A tough-minded black jazz trumpeter slogs through a series of performances in ratty bars and strip clubs, while his lighter-skinned younger siblings enjoy--at least temporarily--the various privileges of "passing" in Manhattan's white power elite. This entirely improvised film marks independent pioneer John Cassavetes's (who had been primarily an actor) first directorial project, and contains many of the trademark devices that made his later films as challenging and influential as his debut.

Theatrical release (New York City): March 21, 1961.

The New York release of the film was as the East attraction at the Embassy Theatre.

SHADOWS was filmed in New York City on a budget of approximately $40,000.

The film was first shown at the Venice Film Festival in September 1960, where it won the Critics Prize, then released in London at the Academy Theatre on October 14, 1960.

SHADOWS was added to the Library of Congress National Film Registry in 1993.

The film was originally shot without a script as an improvisation.

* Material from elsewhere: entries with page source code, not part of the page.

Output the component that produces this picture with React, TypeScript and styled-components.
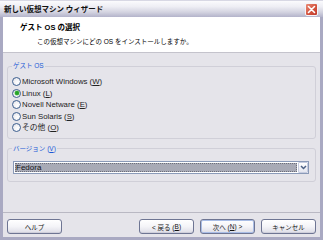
import React, { useState } from 'react';
import styled, { createGlobalStyle } from 'styled-components';

const GlobalStyle = createGlobalStyle`
  html, body {
    margin: 0;
    padding: 0;
    background: #ffffff;
  }
  body {
    font-family: "Liberation Sans", "Noto Sans CJK JP", sans-serif;
  }
`;

const osList = [
  { label: 'Microsoft Windows', key: 'W' },
  { label: 'Linux', key: 'L' },
  { label: 'Novell Netware', key: 'E' },
  { label: 'Sun Solaris', key: 'S' },
  { label: 'その他', key: 'O' },
];

const App: React.FC = () => {
  const [os, setOs] = useState('Linux');

  return (
    <>
      <GlobalStyle />
      <Window>
        <TitleBar>
          <TitleText>新しい仮想マシン ウィザード</TitleText>
          <CloseButton>
            <svg width="9" height="9" viewBox="0 0 9 9">
              <path d="M1.5 1.5 L7.5 7.5 M7.5 1.5 L1.5 7.5" stroke="#fff" strokeWidth="1.6" strokeLinecap="round" />
            </svg>
          </CloseButton>
        </TitleBar>
        <Frame>
          <Header>
            <HeaderTitle>ゲスト OS の選択</HeaderTitle>
            <HeaderSub>この仮想マシンにどの OS をインストールしますか。</HeaderSub>
          </Header>
          <Body>
            <Group>
              <Legend>ゲスト OS</Legend>
              {osList.map((item) => (
                <RadioRow key={item.key} onClick={() => setOs(item.label)}>
                  <RadioCircle checked={os === item.label} />
                  <RadioLabel>
                    {item.label} (<u>{item.key}</u>)
                  </RadioLabel>
                </RadioRow>
              ))}
            </Group>
            <Group second>
              <Legend>
                バージョン (<u>V</u>)
              </Legend>
              <Select>
                <SelectField>
                  <SelectText>Fedora</SelectText>
                </SelectField>
                <DropButton>
                  <svg width="7" height="5" viewBox="0 0 7 5">
                    <path d="M1 1 L3.5 3.5 L6 1" stroke="#4d6185" strokeWidth="1.5" fill="none" />
                  </svg>
                </DropButton>
              </Select>
            </Group>
          </Body>
          <Footer>
            <Button>ヘルプ</Button>
            <Spacer />
            <Button>
              &lt; 戻る (<u>B</u>)
            </Button>
            <Button primary>
              次へ (<u>N</u>) &gt;
            </Button>
            <Button>キャンセル</Button>
          </Footer>
        </Frame>
      </Window>
    </>
  );
};

const Window = styled.div`
  width: 323px;
  height: 240px;
  display: flex;
  flex-direction: column;
  background: #a9a9c2;
  overflow: hidden;
`;

const TitleBar = styled.div`
  height: 17px;
  flex-shrink: 0;
  display: flex;
  align-items: center;
  justify-content: space-between;
  padding: 0 5px 0 4px;
  box-sizing: border-box;
  background: linear-gradient(#fbfbfd 0%, #eeeef4 35%, #d3d3e0 70%, #b3b3ca 100%);
  border-top: 1px solid #d8d8e4;
`;

const TitleText = styled.span`
  font-family: "Noto Sans CJK JP", sans-serif;
  font-size: 7.5px;
  font-weight: 700;
  color: #111;
  line-height: 12px;
`;

const CloseButton = styled.div`
  width: 13px;
  height: 13px;
  box-sizing: border-box;
  border: 1px solid #f4f4f8;
  border-radius: 2px;
  background: linear-gradient(135deg, #e98a76 0%, #d3543f 55%, #c0392b 100%);
  display: flex;
  align-items: center;
  justify-content: center;
  margin-top: 1px;
`;

const Frame = styled.div`
  flex: 1;
  display: flex;
  flex-direction: column;
  border: 3px solid #a9a9c2;
  border-top: none;
  background: #e5e4ea;
`;

const Header = styled.div`
  height: 36px;
  box-sizing: border-box;
  background: #ffffff;
  border-bottom: 1px solid #c4c3cc;
  padding: 5px 0 0 17px;
`;

const HeaderTitle = styled.div`
  font-family: "Liberation Sans", "Noto Sans CJK JP", sans-serif;
  font-size: 7.5px;
  font-weight: 700;
  line-height: 12px;
  color: #000;
`;

const HeaderSub = styled.div`
  font-family: "Liberation Sans", "Noto Sans CJK JP", sans-serif;
  font-size: 6.5px;
  line-height: 11px;
  margin: 2px 0 0 17px;
  color: #000;
`;

const Body = styled.div`
  flex: 1;
  padding: 8px 4px 0;
  display: flex;
  flex-direction: column;
`;

const Group = styled.fieldset<{ second?: boolean }>`
  margin: ${({ second }) => (second ? '5px 0 0' : '0')};
  padding: ${({ second }) => (second ? '7px 6px 7px 4px' : '5px 4px 4px 4px')};
  border: 1px solid #d0cfd8;
  border-radius: 3px;
  min-width: 0;
`;

const Legend = styled.legend`
  padding: 0 1px;
  font-family: "Liberation Sans", "Noto Sans CJK JP", sans-serif;
  font-size: 6.5px;
  line-height: 10px;
  color: #1b5ad6;
`;

const RadioRow = styled.div`
  height: 11.5px;
  display: flex;
  align-items: center;
  gap: 1px;
  cursor: default;
`;

const RadioCircle = styled.span<{ checked: boolean }>`
  width: 9px;
  height: 9px;
  box-sizing: border-box;
  border-radius: 50%;
  border: 1px solid #3d5f8f;
  background: radial-gradient(circle at 65% 65%, #ffffff 0%, #f3f3f6 45%, #d8d8e0 100%);
  display: flex;
  align-items: center;
  justify-content: center;
  &::after {
    content: '';
    display: ${({ checked }) => (checked ? 'block' : 'none')};
    width: 4px;
    height: 4px;
    border-radius: 50%;
    background: #25a226;
    box-shadow: 0 0 0 0.5px #6ccc6c;
  }
`;

const RadioLabel = styled.span`
  font-family: "Liberation Sans", "Noto Sans CJK JP", sans-serif;
  font-size: 7.8px;
  line-height: 11px;
  color: #222;
  white-space: nowrap;
`;

const Select = styled.div`
  height: 13px;
  box-sizing: border-box;
  border: 1px solid #8a9ab8;
  background: #ffffff;
  display: flex;
  margin-left: 1px;
`;

const SelectField = styled.div`
  flex: 1;
  margin: 1px;
  background: #a8aab6;
  outline: 1px dotted #6c6e7a;
  outline-offset: -1px;
  display: flex;
  align-items: center;
`;

const SelectText = styled.span`
  font-family: "Liberation Sans", sans-serif;
  font-size: 8px;
  line-height: 9px;
  color: #15151a;
  padding-left: 1px;
`;

const DropButton = styled.div`
  width: 10px;
  box-sizing: border-box;
  border: 1px solid #c6cce0;
  border-radius: 1px;
  background: linear-gradient(#ffffff, #e4e6f0);
  display: flex;
  align-items: center;
  justify-content: center;
`;

const Footer = styled.div`
  height: 25px;
  box-sizing: border-box;
  border-top: 1px solid #b9b8c3;
  padding: 6px 4px 3px 4px;
  display: flex;
  gap: 6px;
`;

const Spacer = styled.div`
  flex: 1;
`;

const Button = styled.div<{ primary?: boolean }>`
  width: 55px;
  height: 15px;
  box-sizing: border-box;
  border: 1px solid #6e7593;
  border-radius: 3px;
  background: linear-gradient(#ffffff 0%, #f4f4f8 50%, #dddde6 100%);
  box-shadow: ${({ primary }) => (primary ? 'inset 0 0 0 1px #a9bde6' : 'inset 0 -1px 0 #cfcfdb')};
  display: flex;
  align-items: center;
  justify-content: center;
  font-family: "Liberation Sans", "Noto Sans CJK JP", sans-serif;
  font-size: 6.5px;
  color: #111;
  white-space: nowrap;
`;

export default App;
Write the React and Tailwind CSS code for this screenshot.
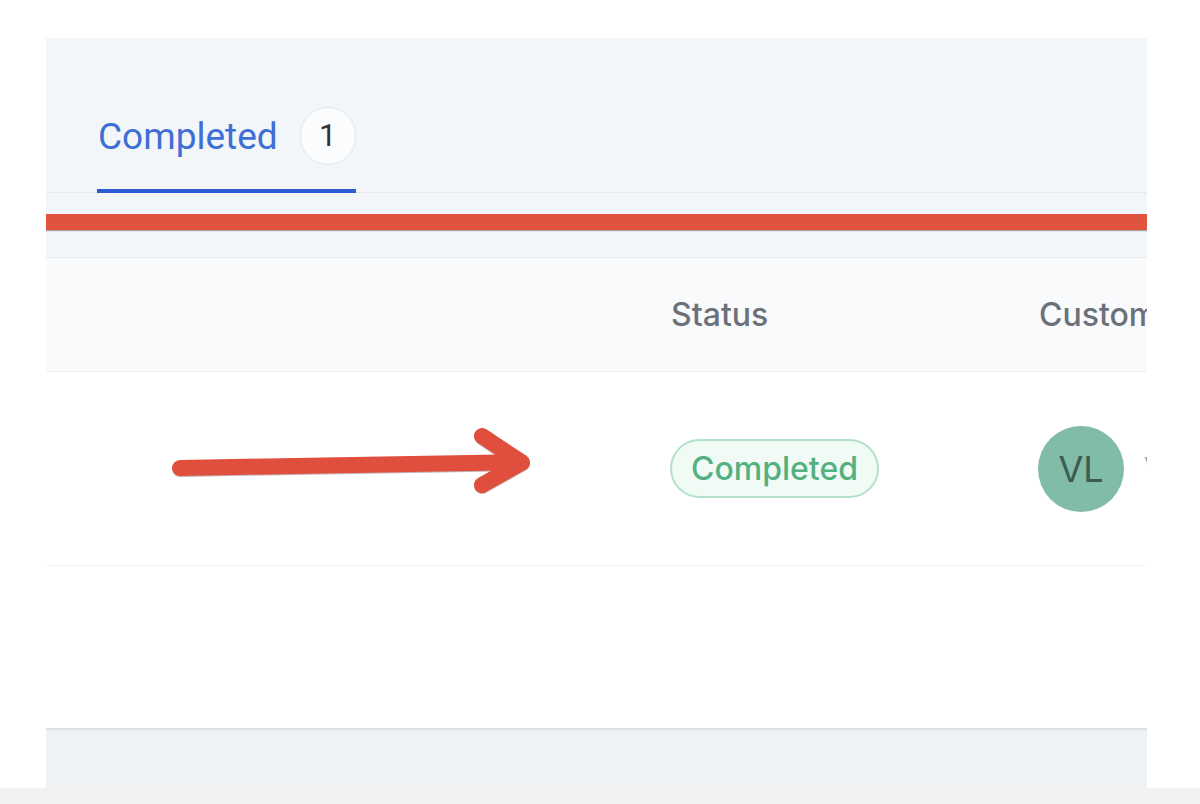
function Arrow() {
    return (
        <svg width="380" height="90" viewBox="0 0 380 90" className="shrink-0">
            <g fill="none" stroke="#e04f3d" strokeWidth="16" strokeLinecap="round" strokeLinejoin="round" style={{ filter: 'drop-shadow(0 1px 0.5px rgba(90,40,40,0.35))' }}>
                <path d="M15 44 L356 38" />
                <path d="M317 12 L357 38.5 L317 61" />
            </g>
        </svg>
    )
}

function App() {
    return (
        <div className="w-[1200px] h-[804px] bg-white flex flex-col overflow-hidden" style={{ fontFamily: 'Roboto, "Liberation Sans", sans-serif' }}>
            <div className="pt-[38px] pl-[46px]">
                <div className="w-[1101px] h-[750px] overflow-hidden flex flex-col bg-white">
                    {/* tabs */}
                    <div className="bg-[#f3f6f9] pt-[69px] border-b border-[#e6eaee] flex">
                        <div className="ml-[51px] flex items-center gap-[22px] pb-[24px] border-b-4 border-[#2e5bd2] -mb-px">
                            <span className="text-[37px] leading-none text-[#3f6ed6] pl-px">Completed</span>
                            <span className="w-[56px] h-[58px] rounded-full bg-[#fbfcfd] border border-[#e4e7ea] flex items-center justify-center text-[31px] text-[#333]">1</span>
                        </div>
                    </div>
                    <div className="bg-[#f3f6f9] pt-[21px] pb-[27px] border-b border-[#e4e8eb]">
                        <div className="h-[16px] bg-[#e0533f] shadow-[0_1px_1px_rgba(80,60,60,0.45)]"></div>
                    </div>
                    {/* table header */}
                    <div className="h-[114px] bg-[#f8fafc] border-b border-[#eceef1] flex items-center" style={{ fontFamily: 'Inter, Roboto, sans-serif' }}>
                        <div className="w-[625px] shrink-0"></div>
                        <div className="w-[368px] shrink-0 text-[32px] font-medium text-[#6b7079]">Status</div>
                        <div className="shrink-0 text-[32px] font-medium text-[#6b7079] whitespace-nowrap">Customer</div>
                    </div>
                    {/* row */}
                    <div className="h-[194px] border-b border-[#f0f2f4] flex items-center" style={{ fontFamily: 'Inter, Roboto, sans-serif' }}>
                        <div className="w-[624px] shrink-0 pl-[119px] flex items-center">
                            <Arrow />
                        </div>
                        <div className="w-[368px] shrink-0">
                            <span className="inline-flex items-center h-[59px] px-[19px] rounded-full border-2 border-[#b2e0c8] bg-[#f0fbf5] text-[32px] font-medium text-[#55b080]">Completed</span>
                        </div>
                        <div className="shrink-0 flex items-center gap-[20px] whitespace-nowrap">
                            <span className="w-[86px] h-[86px] rounded-full bg-[#80bca8] flex items-center justify-center text-[36px] text-[#3d5b52]">VL</span>
                            <span className="text-[30px] text-[#9ca3af]">Vanessa Lee</span>
                        </div>
                    </div>
                    <div className="h-[162px] bg-white"></div>
                    <div className="flex-1 bg-[#eef2f5] border-t-2 border-[#dde1e4]"></div>
                </div>
            </div>
            <div className="flex-1 bg-[#f2f2f2]"></div>
        </div>
    )
}

export default App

At the premiere, the audience roundly disliked the film, except for legendary New York underground critic Jonas Mekas, who proclaimed it "a masterpiece." Discouraged, Cassavetes reshot the entire film, using a screenplay he had written; this second version is the film that was eventually released.

Faces International and Gena Productions were both production companies run by John Cassavetes.

Although the film was initially released without a rating, it has since been rated PG for its video release.